What spacing should I use for roof rafters in Canada?
16" on-center is the default in Ontario and the Maritimes — it matches 5/8" plywood sheathing rated for that span and the NBC tables are calibrated to it. 24" OC is allowed in low-snow regions (Toronto south, Hamilton, BC Lower Mainland) with 5/8" T&G plywood and saves ~33% on rafter count, though you'll size up the lumber by one nominal step. 12" OC is required in high-snow zones (Quebec interior, Northern Ontario) under heavy roof loads.

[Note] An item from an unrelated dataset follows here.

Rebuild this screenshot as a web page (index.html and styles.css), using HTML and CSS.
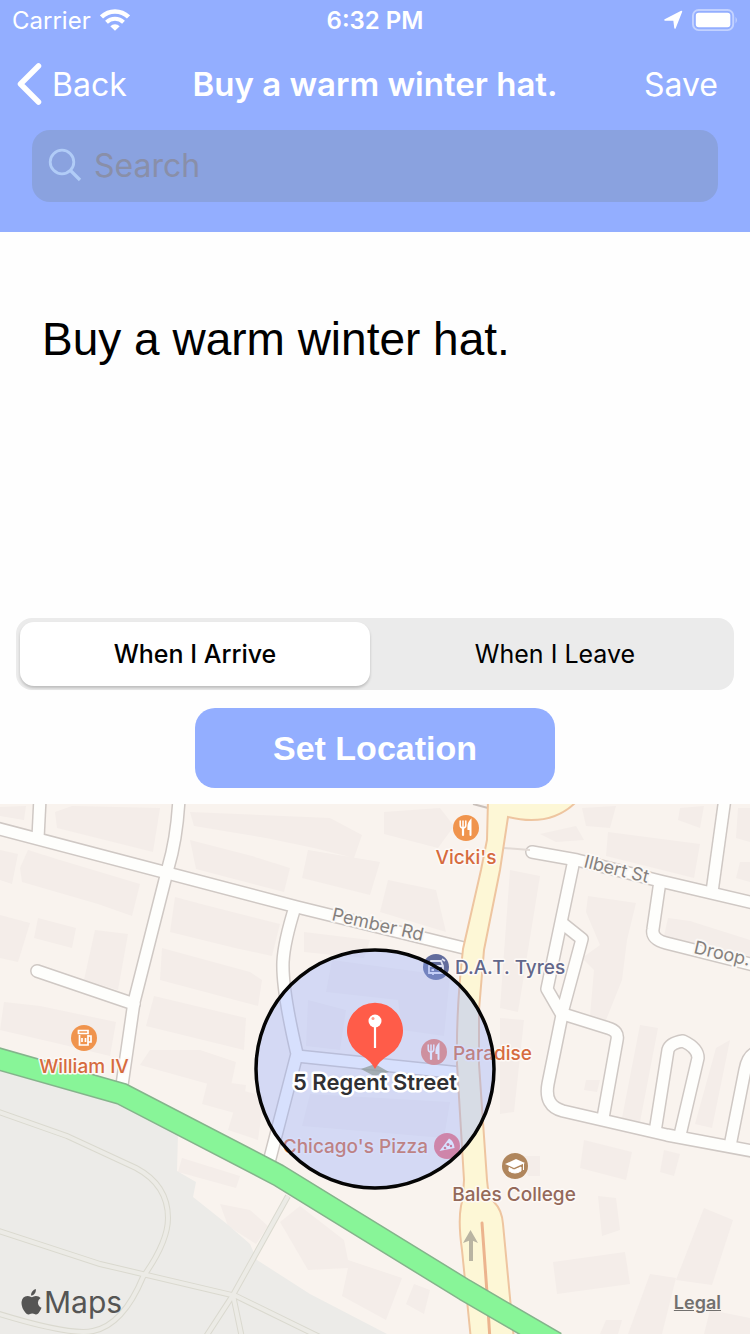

How much does roof rafter lumber cost in Canada in 2026?
Q1 2026 retail at Home Depot, Rona, Home Hardware and Castle Building Centres: 2x6 SPF #2 KD at CA$1.40–$1.55/lf, 2x8 at CA$1.80–$1.95/lf, 2x10 at CA$2.25–$2.45/lf, 2x12 at CA$3.00–$3.20/lf. Douglas-fir #2 (BC interior mills) runs +25%; Western Red Cedar +60–80% for cathedral exposure work. Add 8% for waste, ridge plumb cuts and bird's-mouth at the wall plate.
Do I need an engineer for my rafter design?
Provincial building inspectors (OBC, RBQ, BCBC, Alberta Building Code, Manitoba) accept NBC 2020 Section 9.23 prescriptive tables for residential work at standard spans (under 22 ft), spacings (16" or 24") and snow loads (up to 2.0 kPa Ss). Above that — high-altitude BC interior, mountain Quebec, alpine Alberta — or for vaulted ceilings, structural ridge beams, large additions, you need an engineer's calc to CSA O86 plus stamped drawings as part of the building permit. A simple residential rafter calc costs CA$500–$800.
What's the difference between cut roof and trussed rafter in Canada?
Cut roof = stick-built on site with rafters, ridge board, collar ties per NBC 9.23.13. Trussed rafter = factory-prefabricated W-truss (typically Mitek Canada, A.J. Jensen, or independent local truss yards) with stamped engineering. Trusses dominate Canadian new builds (>92%) because they install in a quarter of the labour and clear-span the building width. Cut roofs persist on Quebec heritage construction (mansard, gambrel barns), Newfoundland saltbox cottages, and complex multi-gable additions where the truss profile doesn't suit.
How does Quebec winter premium affect my project?
Quebec contractors charge a 15–25% labour premium for framing November through March because of negative-temperature working conditions (carpenters can't reach roof level efficiently in -20°C, snow-clearing slows the build). The structural snow load itself doesn't change — winter premium is labour, not load. For a Montreal December roof installation, expect ~$2,800/day for a 3-person framing crew vs $2,200 in summer. Ontario doesn't apply a comparable premium because milder winters keep crews productive year-round.
How does snow load affect rafter sizing across Canada?
NBC 2020 Tbl C-2 publishes Ss for ~700 cities. Vancouver (1.6 kPa) and Toronto (1.5 kPa) are similar; Ottawa (2.5 kPa) and Montreal (2.6 kPa) jump up; Quebec City (3.4 kPa) and St. John's NL (3.0 kPa) are heavier; Whitehorse (1.8 kPa) is moderate; Yellowknife (1.4 kPa) lower than expected. Allowable span scales roughly with √(2.0/Ss); a 2x10 SPF that goes 17'-3" at Toronto's 1.5 kPa drops to 14'-0" at Quebec City's 3.4 kPa. The calculator de-rates automatically when you enter your Ss.